Nun wissen Rüttgers’ Widersacher natürlich auch, dass sie für seine Forderung früher schon ein- bis zweimal die Hand gehoben haben. Was ihnen missfällt, ist der Eindruck, auf den der Antrag des Mannes zielt, der sich nach dem Sieg in NRW zum wahren „Arbeiterführer“ an Rhein und Ruhr ausgerufen und Merkels Reformparteitag von Leipzig mit dem Wort von den „Lebenslügen“ verknüpft hat. Es dürfe und werde keinen „Linksruck“ geben, hat Niedersachsens Regierungschef Christian Wulff gesagt.

Die Baden-Württemberger wollen das auch nicht. „Die Wirtschaftskompetenz der Union darf nicht angekratzt werden“, sagt Strobl. Und was die Sache mit der sozialen Gerechtigkeit angehe: „Nur wirtschaftlicher Erfolg sichert sozialen Wohlstand.“ Darum nun also das Gegengewicht. In der Sache soll die CDU noch einmal ihre alten Forderungen zur Arbeitsmarktreform bekräftigen: flexiblerer Kündigungsschutz für neue Arbeitsverträge, etwa die Möglichkeit, auf das übliche Kündigungsrecht schon bei der Anstellung zu verzichten und stattdessen eine Abfindung fest zu vereinbaren. Ebenfalls erneut beschlossen werden soll der Ruf nach betrieblichen Bündnissen für Arbeit.
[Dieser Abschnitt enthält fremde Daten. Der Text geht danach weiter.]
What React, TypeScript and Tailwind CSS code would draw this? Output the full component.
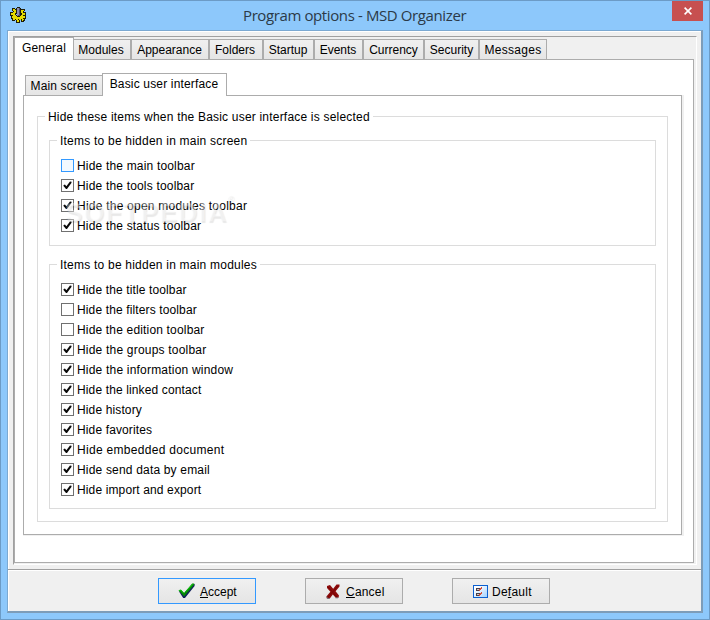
import React from 'react';

type Item = { label: string; checked: boolean; hot?: boolean; cls?: string };

const mainScreen: Item[] = [
  { label: 'Hide the main toolbar', checked: false, hot: true, cls: 'tracking-[0.18px]' },
  { label: 'Hide the tools toolbar', checked: true, cls: 'tracking-[0.18px]' },
  { label: 'Hide the open modules toolbar', checked: true, cls: 'tracking-[0.23px]' },
  { label: 'Hide the status toolbar', checked: true, cls: 'tracking-[0.18px]' },
];

const mainModules: Item[] = [
  { label: 'Hide the title toolbar', checked: true },
  { label: 'Hide the filters toolbar', checked: false },
  { label: 'Hide the edition toolbar', checked: false, cls: 'tracking-[0.17px]' },
  { label: 'Hide the groups toolbar', checked: true, cls: 'tracking-[0.2px]' },
  { label: 'Hide the information window', checked: true, cls: 'tracking-[0.2px]' },
  { label: 'Hide the linked contact', checked: true },
  { label: 'Hide history', checked: true },
  { label: 'Hide favorites', checked: true },
  { label: 'Hide embedded document', checked: true, cls: 'tracking-[0.3px]' },
  { label: 'Hide send data by email', checked: true, cls: 'tracking-[0.18px]' },
  { label: 'Hide import and export', checked: true },
];

const tabs = [
  { label: 'Modules', w: 'w-[58px] pr-[2px]' },
  { label: 'Appearance', w: 'w-[78px] pr-px' },
  { label: 'Folders', w: 'w-[54px] pr-[2px]' },
  { label: 'Startup', w: 'w-[51px] pr-px' },
  { label: 'Events', w: 'w-[49px] pr-px' },
  { label: 'Currency', w: 'w-[61px]' },
  { label: 'Security', w: 'w-[55px]' },
  { label: 'Messages', w: 'w-[68px] tracking-[0.3px]' },
];

function Check({ item }: { item: Item }) {
  return (
    <div className="flex h-5 items-start">
      <span
        className={
          item.hot
            ? 'mt-1 h-[13px] w-[13px] border border-[#3399ff] bg-[#f3f9ff]'
            : 'mt-1 h-[13px] w-[13px] border border-[#707070] bg-white'
        }
      >
        {item.checked && (
          <svg width="11" height="11" viewBox="0 0 11 11" className="block">
            <path d="M1.5 5.2 L2.9 4.4 L4.4 6.2 L8 1.5 L9.6 1.8 L9.4 3 L5 8.9 L4 8.9 L1.5 6.1 Z" fill="#0a0a0a" />
          </svg>
        )}
      </span>
      <span className={'ml-[3px] mt-1 leading-[15px] ' + (item.cls ?? 'tracking-[0.13px]')}>{item.label}</span>
    </div>
  );
}

function Group({ title, items, cls }: { title: string; items: Item[]; cls: string }) {
  return (
    <fieldset className={'w-[607px] border border-[#dcdcdc] ' + cls}>
      <legend className="ml-[7px] h-[15px] px-[3px] leading-[17px] tracking-[0.22px]">{title}</legend>
      <div className="ml-[11px] mt-[7px]">
        {items.map((i) => (
          <Check key={i.label} item={i} />
        ))}
      </div>
    </fieldset>
  );
}

const gearRows = [
  '.......KKK......',
  '..KKK.KGGDK.....',
  '..KYYKKGGDKKKKK.',
  '..KYYYKGGDKYYYK.',
  '...KYYKGGDKYYK..',
  'KKKYYYKGGDKYYKKK',
  'KYYYYKKGGDKKYYYK',
  'KYYYYK.GGDKKYYYK',
  'KKKYYYKGDDKYYKKK',
  '.KYYYYYKKKYYYYYK',
  '.KYYYYYYYYYYYYYK',
  '.KKYYYYYYYYYYKKK',
  '..KYYKYYKYYKYYK.',
  '..KKK.KYYK.KYKK.',
  '......KYYK.KKK..',
  '......KKKK......',
];

const gearColors: Record<string, string> = { K: '#1f1d08', Y: '#e6dc00', G: '#9090b4', D: '#50506e' };

function GearIcon() {
  return (
    <svg width="16" height="16" viewBox="0 0 16 16" shapeRendering="crispEdges">
      {gearRows.flatMap((row, y) =>
        row.split('').map((c, x) =>
          c === '.' ? null : <rect key={x + '-' + y} x={x} y={y} width="1" height="1" fill={gearColors[c]} />,
        ),
      )}
    </svg>
  );
}

function AcceptIcon() {
  return (
    <svg width="17" height="16" viewBox="0 0 17 16">
      <path d="M1 8.5 L3.4 7.4 L6.2 10.6 L14.5 1 L16.6 1 L16.6 3 L7 14.9 L5.2 14.9 Z" fill="#12205c" />
      <path d="M.6 7.4 L3 6.8 L6 10 L14.2 .6 L16.2 .6 L16.2 1.8 L6.1 13.6 Z" fill="#058a05" />
      <path d="M.8 7.6 L3 7 L5.6 10.2 M7.4 9 L14.6 1.2" stroke="#10c810" strokeWidth="1" fill="none" />
    </svg>
  );
}

function CancelIcon() {
  return (
    <svg width="14" height="15" viewBox="0 0 14 15">
      <path
        d="M1 2 L4 1.1 L7.2 4.8 L10.5 .6 L13.5 .6 L13.5 2.6 L9.6 7.2 L13 11.4 L12.5 13.8 L10 14 L6.8 10.4 L3.8 14.4 L.8 14.4 L.6 12.2 L4.4 7.7 L1 4 Z"
        fill="#8c0b0b"
      />
      <path d="M2 3 L11 13 M12 2 L2 13" stroke="#780303" strokeWidth="1" />
      <path d="M.6 12.5 L1.5 14.5 H3.5 M9.5 13.8 H12" stroke="#77737b" strokeWidth="1" fill="none" />
    </svg>
  );
}

function DefaultIcon() {
  return (
    <svg width="15" height="13" viewBox="0 0 15 13" shapeRendering="crispEdges">
      <defs>
        <linearGradient id="pane" x1="0" y1="0" x2="1" y2="1">
          <stop offset="0.2" stopColor="#fff" />
          <stop offset="1" stopColor="#9fd0ff" />
        </linearGradient>
      </defs>
      <rect x=".5" y=".5" width="14" height="12" fill="url(#pane)" stroke="#0b5fd0" />
      <rect x="3" y="3" width="4" height="3" fill="#4a4048" />
      <rect x="4" y="4" width="2" height="1" fill="#cfcaca" />
      <rect x="3" y="8" width="4" height="3" fill="#4a4048" />
      <rect x="4" y="9" width="2" height="1" fill="#cfcaca" />
      <path d="M5 4h1v1h1v-1h1v-1h1v-1h-1v1h-1v1h-1zM5 9h1v1h1v-1h1v-1h1v-1h-1v1h-1v1h-1z" fill="#d4513c" />
      <path d="M6 5h1v-1h1v-1h1v1h-1v1h-1v1h-1zM6 10h1v-1h1v-1h1v1h-1v1h-1v1h-1z" fill="#d4513c" />
    </svg>
  );
}

const buttonBase = 'flex h-[26px] w-[98px] items-center border bg-linear-to-b from-[#f0f0f0] to-[#e5e5e5] ';
const tabBase = 'border border-[#acacac] bg-linear-to-b from-[#f0f0f0] to-[#e5e5e5] text-center ';

export default function App() {
  return (
    <div className="flex h-[620px] w-[710px] flex-col overflow-hidden border border-[#6c9bc6] bg-[#8dc8fb] font-['Liberation_Sans',Arial,sans-serif] text-[12px] text-black">
      <header className="flex h-[29px] shrink-0 items-start">
        <div className="ml-[9px] mt-[6px] w-[59px]">
          <GearIcon />
        </div>
        <h1 className="ml-[174px] mt-[4px] w-[260px] whitespace-nowrap font-['Open_Sans','Noto_Sans',sans-serif] text-[15px] leading-[21px] tracking-[-0.39px] text-[#2b3a48]">
          Program options - MSD Organizer
        </h1>
        <button className="ml-auto mr-[6px] flex h-5 w-[31px] items-center justify-center bg-[#c75050]">
          <svg width="8" height="8" viewBox="0 0 8 8">
            <path d="M.6 .6 L7.4 7.4 M7.4 .6 L.6 7.4" stroke="#fff" strokeWidth="1.6" />
          </svg>
        </button>
      </header>

      <main className="ml-[6px] flex h-[583px] w-[696px] shrink-0 flex-col border border-b-2 border-r-2 border-[#7ba9d2] border-b-[#7d9cb8] border-r-[#7d9cb8] bg-[#f0f0f0]">
        <div className="h-[538px] border-l border-t border-white pl-1 pt-1">
          <div className="h-[529px] w-[684px] border border-b-white border-l-[#a0a0a0] border-r-white border-t-[#a0a0a0]">
            <div className="relative z-10 -mb-px flex h-[23px] items-end">
              <div className="h-[23px] w-[60px] border border-b-0 border-[#acacac] bg-white text-center leading-[20px] tracking-[0.2px]">General</div>
              {tabs.map((t, i) => (
                <div key={t.label} className={tabBase + 'h-[21px] leading-[20px] ' + t.w + (i === 0 ? ' -ml-px' : '')}>
                  {t.label}
                </div>
              ))}
            </div>
            <div className="h-[504px] w-[680px] border border-[#acacac] bg-white pl-2 pt-[13px]">
              <div className="relative z-10 -mb-px flex h-[23px] items-end pl-[2px]">
                <div className={tabBase + 'h-[21px] w-[78px] leading-[20px] tracking-[0.13px]'}>Main screen</div>
                <div className="-ml-px h-[23px] w-[125px] border border-b-0 border-[#acacac] bg-white pr-px text-center leading-[20px] tracking-[0.16px]">
                  Basic user interface
                </div>
              </div>
              <div className="h-[441px] w-[661px] border-b border-r-2 border-[#f0f0f0]">
                <div className="relative h-[440px] w-[659px] border border-[#acacac] pl-[13px] pt-[13px]">
                  <fieldset className="h-[413px] w-[631px] border border-[#dcdcdc]">
                    <legend className="ml-[7px] h-[15px] px-[3px] leading-[17px] tracking-[0.2px]">
                      Hide these items when the Basic user interface is selected
                    </legend>
                    <div className="ml-[11px] mt-[9px] flex flex-col gap-[11px]">
                      <Group title="Items to be hidden in main screen" items={mainScreen} cls="h-[113px]" />
                      <Group title="Items to be hidden in main modules" items={mainModules} cls="h-[252px]" />
                    </div>
                  </fieldset>
                  <div className="pointer-events-none absolute left-[41px] top-[100px] flex whitespace-nowrap text-[26px] leading-[32px] font-bold tracking-[1.6px] text-white/40 [text-shadow:1px_2px_1px_rgba(0,0,0,0.09)]">
                    SOFTPEDIA
                    <span className="-ml-px -mt-[6px] text-[9px] leading-[16px]">®</span>
                  </div>
                </div>
              </div>
            </div>
          </div>
        </div>
        <footer className="flex flex-1 border-t border-[#a0a0a0]">
          <div className="flex flex-1 gap-[49px] border-l border-t border-white pl-[149px] pt-[7px]">
            <button className={buttonBase + 'border-[#3399ff] pl-[19px]'}>
              <AcceptIcon />
              <span className="ml-[5px] mt-[2px]"><u>A</u>ccept</span>
            </button>
            <button className={buttonBase + 'border-[#acacac] pl-[20px]'}>
              <CancelIcon />
              <span className="ml-[6px] mt-[2px] tracking-[0.2px]"><u>C</u>ancel</span>
            </button>
            <button className={buttonBase + 'border-[#acacac] pl-[20px]'}>
              <DefaultIcon />
              <span className="ml-[4px] mt-[2px] tracking-[0.25px]">De<u>f</u>ault</span>
            </button>
          </div>
        </footer>
      </main>
    </div>
  );
}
Zwei Anträge also, beide inhaltlich nicht neu und eben deshalb hochsymbolisch gegeneinander aufgeladen – rein parteitagsmathematisch ergibt das ein Patt. Ob die Rechnung allerdings aufgeht, ist nicht so sicher. Denn inzwischen haben sich ziemlich viele prominente CDU-Politiker nicht nur symbolisch, sondern auch inhaltlich gegen Rüttgers’ Antrag ausgesprochen. Schleswig-Holsteins Wirtschaftsminister Dietrich Austermann fasst diese Kritik so zusammen: Erstens fördere längeres Arbeitslosengeld für Ältere den falschen Trend zur Frühverrentung, zweitens müsse rund eine halbe Million junge Arbeitslose die Zeche zahlen. Wer aber so denkt, kann kaum um des lieben Friedens willen in Dresden für Rüttgers’ Antrag stimmen. Bliebe der Ausweg, den Michael Glos und Peter Ramsauer gewählt haben. Der Bundeswirtschaftsminister und der CSU-Landesgruppenchef sind anders als die Münchner Prominenz gegen Rüttgers’ Modell. Beide blieben am Montag der CSU-Vorstandssitzung fern.